O «caso do copianço» no Centro de Estudos Judiciários (CEJ) ilustra, como poucos, uma das principais causas da degenerescência da Justiça portuguesa. Em vez de ser um verdadeiro centro de formação, o CEJ transformou-se numa espécie de universidade em que os formandos foram reduzidos ao estatuto de alunos e os formadores elevados à categoria de catedráticos. E, assim, em vez de efectiva preparação profissional, o CEJ ministra um ensino essencialmente teorético e laboratorial assente no paradigma professor/aluno, em que a cabeça dos formandos é atulhada com tecnicidade jurídica pelos seus omniscientes mestres. Não admira que, assim tratados, os chamados auditores de Justiça se comportem como alunos, para quem copiar nos exames sempre foi uma espécie de direito natural.
Só que esses alunos com 26, 27, 28 anos de idade serão, dentro de meses, magistrados que exercerão uma função soberana de forma totalmente irresponsável e independente. Sem qualquer experiência profissional, bom senso e capacidade de compreensão dos problemas concretos da vida, eles passam de alunos a titulares de poderes soberanos vitalícios, em cujo exercício vão continuar a reproduzir os mesmos métodos do CEJ, ou seja, a copiar uns pelos outros sentenças e despachos, às vezes com tal displicência que nem os nomes das partes corrigem. E, assim, com essa «mentalidade de copianço», eles vão, como magistrados, dedicar-se com inusitado zelo à cultura das «chocas» (cópias de decisões de outros casos, próprias ou de colegas) que diligentemente armazenam nos seus computadores. E depois, através da laboriosa actividade do copy/paste, «proferem» longuíssimos despachos, sentenças e acórdãos, sempre com a mesma prolixa fundamentação que, mecanicisticamente, vão transpondo de uns processos para os outros com soberana displicência. E, em vez de se esforçarem por resolver com sensatez e prudência os litígios da vida, eles continuarão a preocupar-se apenas com o «professor», que agora é o todo-poderoso inspector do Conselho Superior da Magistratura que os virá avaliar. E, assim, as suas decisões soberanas estarão mais voltadas para agradar ao inspector que temem do que para a questão concreta que deveriam resolver com justiça.
Infelizmente, o CEJ não forma magistrados, mas sim majestades. Os «alunos», em vez de serem preparados para prestar um serviço público à comunidade, são formatados para aceder a uma casta e defenderem à outrance um poder ilimitado e irresponsável, sem qualquer escrutínio democrático.
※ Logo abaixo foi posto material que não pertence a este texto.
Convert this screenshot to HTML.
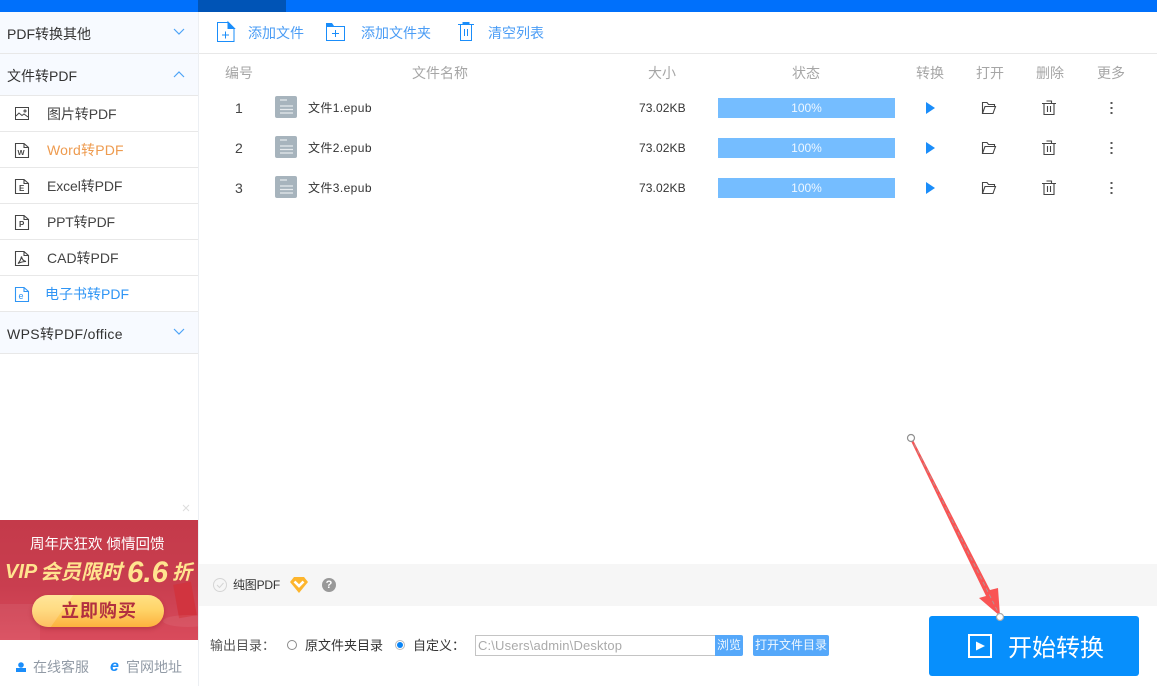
<!DOCTYPE html>
<html lang="zh"><head><meta charset="utf-8"><title>PDF转换</title>
<style>
*{box-sizing:border-box;margin:0;padding:0}
html,body{width:1157px;height:686px;overflow:hidden;background:#fff}
body{position:relative;font-family:"Liberation Sans","Noto Sans CJK SC",sans-serif;color:#333;font-size:14px}
.a{position:absolute;white-space:nowrap}
.sh{position:absolute;left:0;width:198px;height:42px;background:#f7faff;border-bottom:1px solid #e8e8e8}
.sh span{position:absolute;left:7px;top:12px;font-size:14px;line-height:20px;color:#333}
.si{position:absolute;left:0;width:198px;height:36px;background:#fff;border-bottom:1px solid #e8e8e8}
.si span{position:absolute;left:47px;top:9px;font-size:14px;line-height:18px;color:#444}
.si svg{position:absolute;left:15px;top:11px}
.h{position:absolute;top:64px;font-size:14px;line-height:18px;color:#a6a6a6;transform:translateX(-50%);white-space:nowrap}
.t{position:absolute;font-size:12px;line-height:16px;color:#333;white-space:nowrap}
.f{letter-spacing:.4px}
.bar{position:absolute;left:718px;width:177px;height:20px;background:#75bdff;color:#eef7ff;font-size:12px;line-height:21px;text-align:center}
.tb{position:absolute;top:24px;font-size:14px;line-height:18px;color:#4a9cf5;white-space:nowrap}
svg{position:absolute;overflow:visible}
</style></head><body>
<div class="a" style="left:0;top:0;width:1157px;height:12px;background:#0070fb"></div>
<div class="a" style="left:198px;top:0;width:88px;height:12px;background:#0054b6"></div>
<div class="a" style="left:198px;top:12px;width:1px;height:674px;background:#eceff3"></div>

<div class="sh" style="top:12px"><span>PDF转换其他</span></div>
<svg style="left:173px;top:28px" width="12" height="8" fill="none" stroke="#4da3f7" stroke-width="1.2"><path d="M1 1l5 5 5-5"/></svg>
<div class="sh" style="top:54px"><span>文件转PDF</span></div>
<svg style="left:173px;top:70px" width="12" height="8" fill="none" stroke="#4da3f7" stroke-width="1.2"><path d="M1 7l5-5 5 5"/></svg>

<div class="si" style="top:96px"><svg width="14" height="14" fill="none" stroke="#444" stroke-width="1"><rect x=".5" y=".5" width="13" height="12"/><path d="M1 9l3-3 3 2.500 2-1.500 4 3"/><circle cx="10" cy="4" r="1"/></svg><span style="letter-spacing:-.1px">图片转PDF</span></div>
<div class="si" style="top:132px"><svg width="14" height="15" fill="none" stroke="#444" stroke-width="1.100"><path d="M.5.500h8.500l4.500 4v10h-13zM9 .5v4h4.500"/><text x="2.500" y="12" font-size="7.500" font-weight="700" fill="#444" stroke="none" font-family="Liberation Sans">W</text></svg><span style="color:#ee9b4f;letter-spacing:.2px">Word转PDF</span></div>
<div class="si" style="top:168px"><svg width="14" height="15" fill="none" stroke="#444" stroke-width="1.100"><path d="M.5.500h8.500l4.500 4v10h-13zM9 .5v4h4.500"/><text x="4" y="12" font-size="8" font-weight="700" fill="#444" stroke="none" font-family="Liberation Sans">E</text></svg><span style="letter-spacing:-.1px">Excel转PDF</span></div>
<div class="si" style="top:204px"><svg width="14" height="15" fill="none" stroke="#444" stroke-width="1.100"><path d="M.5.500h8.500l4.500 4v10h-13zM9 .5v4h4.500"/><text x="4" y="12" font-size="8" font-weight="700" fill="#444" stroke="none" font-family="Liberation Sans">P</text></svg><span style="letter-spacing:-.2px">PPT转PDF</span></div>
<div class="si" style="top:240px"><svg width="14" height="15" fill="none" stroke="#444" stroke-width="1.100"><path d="M.5.500h8.500l4.500 4v10h-13zM9 .5v4h4.500M3 12.500c2-2 3-4.500 3.500-7 .5 3 2 4.500 4.500 5-3 0-5 .5-8 2z"/></svg><span>CAD转PDF</span></div>
<div class="si" style="top:276px"><svg width="14" height="15" fill="none" stroke="#2f95f5" stroke-width="1.100"><path d="M.5.500h8.500l4.500 4v10h-13zM9 .5v4h4.500"/><text x="3.500" y="12" font-size="9" fill="#2f95f5" stroke="none" font-family="Liberation Sans">e</text></svg><span style="left:45px;color:#2f95f5">电子书转PDF</span></div>

<div class="sh" style="top:312px"><span style="letter-spacing:.35px">WPS转PDF/office</span></div>
<svg style="left:173px;top:328px" width="12" height="8" fill="none" stroke="#4da3f7" stroke-width="1.2"><path d="M1 1l5 5 5-5"/></svg>

<svg style="left:182px;top:504px" width="8" height="8" stroke="#ddd" stroke-width="1"><path d="M1 1l6 6M7 1l-6 6"/></svg>
<div class="a" style="left:0;top:520px;width:198px;height:120px;overflow:hidden;background:linear-gradient(180deg,#c43a4a 0%,#c93e4f 55%,#d94b5c 100%)">
 <div class="a" style="left:0;top:84px;width:40px;height:36px;background:rgba(255,255,255,.06)"></div>
 <div class="a" style="left:176px;top:63px;width:18px;height:34px;background:#d1343f;transform:rotate(-10deg)"></div>
 <div class="a" style="left:163px;top:95px;width:50px;height:12px;border-radius:50%;background:rgba(255,255,255,.07)"></div>
 <div class="a" style="left:30px;top:15px;font-size:14.500px;line-height:20px;color:#fff">周年庆狂欢 倾情回馈</div>
 <div class="a" style="left:5px;top:39px;font-size:20px;line-height:26px;font-weight:700;font-style:italic;color:#ffe48f">VIP</div>
 <div class="a" style="left:40px;top:40px;font-size:20.500px;line-height:26px;font-weight:700;font-style:italic;color:#ffe48f">会员限时</div>
 <div class="a" style="left:127px;top:38px;font-size:29.500px;line-height:30px;font-weight:700;font-style:italic;color:#ffe48f">6.6</div>
 <div class="a" style="left:172px;top:40px;font-size:20px;line-height:26px;font-weight:700;font-style:italic;color:#ffe48f">折</div>
 <div class="a" style="left:32px;top:75px;width:132px;height:32px;border-radius:16px;overflow:hidden;background:linear-gradient(180deg,#ffe184 0%,#ffd468 45%,#fdb23e 100%);box-shadow:0 2px 4px rgba(130,20,30,.3)">
  <div class="a" style="left:-20px;top:0;width:50px;height:32px;background:rgba(255,255,255,.18);transform:skewX(-35deg)"></div>
  <div class="a" style="left:29px;top:0;font-size:18px;line-height:32px;font-weight:700;color:#b23040;letter-spacing:1px">立即购买</div>
 </div>
</div>
<svg style="left:16px;top:662px" width="10" height="10"><circle cx="5" cy="3" r="2.800" fill="#1a8dfa"/><path d="M0 6h10v4H0z" fill="#1a8dfa"/></svg>
<div class="t" style="left:33px;top:658px;font-size:14px;line-height:18px;color:#929ba6">在线客服</div>
<div class="a" style="left:110px;top:658px;font-size:16px;font-weight:700;font-style:italic;color:#1a8dfa;line-height:18px">e</div>
<div class="t" style="left:126px;top:658px;font-size:14px;line-height:18px;color:#929ba6">官网地址</div>

<div class="a" style="left:199px;top:53px;width:958px;height:1px;background:#e8e8e8"></div>
<svg style="left:217px;top:22px" width="18" height="20" fill="none" stroke="#1a8dfa" stroke-width="1"><path d="M.5.500h10.500l6 6v13h-16.500z"/><path d="M11 0v6.500h6.500z" fill="#1a8dfa"/><path d="M5 13h7M8.500 9.500v7"/></svg>
<div class="tb" style="left:248px">添加文件</div>
<svg style="left:326px;top:23px" width="19" height="18" fill="none" stroke="#1a8dfa" stroke-width="1"><path d="M.5 3.500h18v14H.5z"/><path d="M0 0h6l2 3H0z" fill="#1a8dfa" stroke="none"/><path d="M6 10.500h7M9.500 7v7"/></svg>
<div class="tb" style="left:361px">添加文件夹</div>
<svg style="left:458px;top:22px" width="16" height="19" fill="none" stroke="#1a8dfa" stroke-width="1"><path d="M0 2.500h16M2.500 2.500v16h11v-16M6.500 7v7M9.500 7v7"/><path d="M4.500 0h7v2h-7z" fill="#1a8dfa" stroke="none"/></svg>
<div class="tb" style="left:488px">清空列表</div>

<div class="h" style="left:239px">编号</div>
<div class="h" style="left:440px">文件名称</div>
<div class="h" style="left:662px">大小</div>
<div class="h" style="left:806px">状态</div>
<div class="h" style="left:930px">转换</div>
<div class="h" style="left:990px">打开</div>
<div class="h" style="left:1050px">删除</div>
<div class="h" style="left:1111px">更多</div>

<!-- row 1 -->
<div class="t" style="left:235px;top:100px;font-size:14px;color:#444">1</div>
<svg style="left:275px;top:96px" width="22" height="22"><rect width="22" height="22" rx="2" fill="#a7b4bd"/><path d="M5 4h7M5 10h13M5 13.500h13M5 17h13" stroke="#e6eaed" stroke-width="1.300"/></svg>
<div class="t f" style="left:308px;top:100px">文件1.epub</div>
<div class="t" style="left:639px;top:100px;letter-spacing:.1px">73.02KB</div>
<div class="bar" style="top:98px">100%</div>
<svg style="left:926px;top:102px" width="9" height="12"><path d="M0 0l9 6-9 6z" fill="#1a8dfa"/></svg>
<svg style="left:982px;top:102px" width="14" height="12" fill="none" stroke="#444" stroke-width="1.100"><path d="M.5 11.500V.5h4.500l1.500 2h6v2M.5 11.500h10.500l2.500-7H3z"/></svg>
<svg style="left:1042px;top:101px" width="14" height="14" fill="none" stroke="#444" stroke-width="1.100"><path d="M0 2.500h14M4.500 0h5v2M2 2.500v11h10v-11M5.500 5v6M8.500 5v6"/></svg>
<svg style="left:1110px;top:102px" width="3" height="12" fill="#555"><rect x=".5" width="2" height="2"/><rect x=".5" y="5" width="2" height="2"/><rect x=".5" y="10" width="2" height="2"/></svg>

<!-- row 2 -->
<div class="t" style="left:235px;top:140px;font-size:14px;color:#444">2</div>
<svg style="left:275px;top:136px" width="22" height="22"><rect width="22" height="22" rx="2" fill="#a7b4bd"/><path d="M5 4h7M5 10h13M5 13.500h13M5 17h13" stroke="#e6eaed" stroke-width="1.300"/></svg>
<div class="t f" style="left:308px;top:140px">文件2.epub</div>
<div class="t" style="left:639px;top:140px;letter-spacing:.1px">73.02KB</div>
<div class="bar" style="top:138px">100%</div>
<svg style="left:926px;top:142px" width="9" height="12"><path d="M0 0l9 6-9 6z" fill="#1a8dfa"/></svg>
<svg style="left:982px;top:142px" width="14" height="12" fill="none" stroke="#444" stroke-width="1.100"><path d="M.5 11.500V.5h4.500l1.500 2h6v2M.5 11.500h10.500l2.500-7H3z"/></svg>
<svg style="left:1042px;top:141px" width="14" height="14" fill="none" stroke="#444" stroke-width="1.100"><path d="M0 2.500h14M4.500 0h5v2M2 2.500v11h10v-11M5.500 5v6M8.500 5v6"/></svg>
<svg style="left:1110px;top:142px" width="3" height="12" fill="#555"><rect x=".5" width="2" height="2"/><rect x=".5" y="5" width="2" height="2"/><rect x=".5" y="10" width="2" height="2"/></svg>

<!-- row 3 -->
<div class="t" style="left:235px;top:180px;font-size:14px;color:#444">3</div>
<svg style="left:275px;top:176px" width="22" height="22"><rect width="22" height="22" rx="2" fill="#a7b4bd"/><path d="M5 4h7M5 10h13M5 13.500h13M5 17h13" stroke="#e6eaed" stroke-width="1.300"/></svg>
<div class="t f" style="left:308px;top:180px">文件3.epub</div>
<div class="t" style="left:639px;top:180px;letter-spacing:.1px">73.02KB</div>
<div class="bar" style="top:178px">100%</div>
<svg style="left:926px;top:182px" width="9" height="12"><path d="M0 0l9 6-9 6z" fill="#1a8dfa"/></svg>
<svg style="left:982px;top:182px" width="14" height="12" fill="none" stroke="#444" stroke-width="1.100"><path d="M.5 11.500V.5h4.500l1.500 2h6v2M.5 11.500h10.500l2.500-7H3z"/></svg>
<svg style="left:1042px;top:181px" width="14" height="14" fill="none" stroke="#444" stroke-width="1.100"><path d="M0 2.500h14M4.500 0h5v2M2 2.500v11h10v-11M5.500 5v6M8.500 5v6"/></svg>
<svg style="left:1110px;top:182px" width="3" height="12" fill="#555"><rect x=".5" width="2" height="2"/><rect x=".5" y="5" width="2" height="2"/><rect x=".5" y="10" width="2" height="2"/></svg>

<!-- options strip -->
<div class="a" style="left:199px;top:564px;width:958px;height:42px;background:#f6f6f6"></div>
<svg style="left:213px;top:578px" width="14" height="14" fill="none" stroke="#d5d5d5" stroke-width="1"><circle cx="7" cy="7" r="6.500"/><path d="M4 7l2.500 2.500L10.500 5"/></svg>
<div class="t" style="left:233px;top:577px;letter-spacing:-.2px">纯图PDF</div>
<svg style="left:290px;top:577px" width="18" height="16"><path d="M4 0h10l4 5-9 11L0 5z" fill="#fdb52d"/><path d="M4.500 4.500L9 9l4.500-4.500" fill="none" stroke="#fff" stroke-width="2.600"/></svg>
<div class="a" style="left:322px;top:578px;width:14px;height:14px;border-radius:50%;background:#999;color:#fff;font-size:11px;font-weight:700;line-height:14px;text-align:center">?</div>

<!-- output row -->
<div class="t" style="left:210px;top:638px;font-size:13px;line-height:16px;color:#555">输出目录：</div>
<div class="a" style="left:287px;top:640px;width:10px;height:10px;border:1px solid #8a8a8a;border-radius:50%;background:#fff"></div>
<div class="t" style="left:305px;top:638px;font-size:13px;line-height:16px">原文件夹目录</div>
<div class="a" style="left:395px;top:640px;width:10px;height:10px;border:1px solid #bbb;border-radius:50%;background:#fff"></div>
<div class="a" style="left:397px;top:642px;width:6px;height:6px;border-radius:50%;background:#0a84f5"></div>
<div class="t" style="left:413px;top:638px;font-size:13px;line-height:16px">自定义：</div>
<div class="a" style="left:475px;top:635px;width:241px;height:21px;border:1px solid #c4c4c4;background:#fff;font-size:13px;line-height:20px;letter-spacing:.15px;color:#aaa;padding-left:2px">C:\Users\admin\Desktop</div>
<div class="a" style="left:715px;top:635px;width:28px;height:21px;background:#55a8fa;border-radius:0 2px 2px 0;color:#f0f8ff;font-size:12px;line-height:21px;text-align:center">浏览</div>
<div class="a" style="left:753px;top:635px;width:76px;height:21px;background:#55a8fa;border-radius:2px;color:#f0f8ff;font-size:12px;line-height:21px;text-align:center">打开文件目录</div>

<!-- start button -->
<div class="a" style="left:929px;top:616px;width:210px;height:60px;background:#078ffc;border-radius:3px"></div>
<svg style="left:968px;top:634px" width="24" height="24"><rect x="1" y="1" width="22" height="22" fill="none" stroke="#fff" stroke-width="2"/><path d="M8 7.500l9 4.500-9 4.500z" fill="#fff"/></svg>
<div class="a" style="left:1008px;top:633px;font-size:24px;line-height:32px;color:#fff">开始转换</div>

<!-- arrow -->
<svg style="left:0;top:0" width="1157" height="686"><path d="M910 439L912 438 990 590 998 588 1000 616 979 598 986 596z" fill="#f95454"/><path d="M911 438L1000 616" stroke="#a8a0a0" stroke-width=".8" stroke-dasharray="4 3" fill="none"/><circle cx="911" cy="438" r="3.500" fill="#fff" stroke="#8f8f8f" stroke-width="1.200"/><circle cx="1000" cy="617" r="3.500" fill="#fff" stroke="#aaa" stroke-width="1.200"/></svg>
</body></html>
O resultado está à vista!
Mas há um segundo aspecto que não é menos importante e que tem a ver com a honestidade. Quem utiliza métodos fraudulentos para chegar a magistrado não deixará de utilizar métodos fraudulentos no exercício dessas funções. Por isso devia haver um especial rigor na selecção das pessoas que pretendem aceder à magistratura, até porque, uma vez atingido esse estatuto, eles ficam totalmente fora de qualquer escrutínio.
Nunca vi um magistrado ser punido por desonestidade nas suas decisões e, no entanto, eles são tão (des)honestos como outros profissionais. Em todas as profissões e funções (advogados, médicos, engenheiros, professores, funcionários públicos, polícias, autarcas, deputados, governantes, etc.) há pessoas desonestas, mas quando chegamos aos magistrados eles são todos honestos. É falso. Eles não são feitos de uma massa diferente da do comum dos mortais. O problema é que eles julgam-se uns aos outros, protegem-se uns aos outros, exculpam-se uns outros, muitas vezes sem qualquer pudor. Algumas das piores desonestidades a que assisti em toda a minha vida foram praticadas em tribunal por magistrados, sobretudo juízes, sem quaisquer consequências porque a desonestidade deles é absorvida pelas sua independência e irresponsabilidade funcionais.
Existe na sociedade portuguesa uma ideia antiga, segundo a qual «se é juiz é honesto». Ora, isso não é verdadeiro. O princípio correcto devia ser: «se é honesto, então que seja juiz». Mas, como se vê com o «caso do copianço», a honestidade pessoal não é critério para a selecção dos magistrados.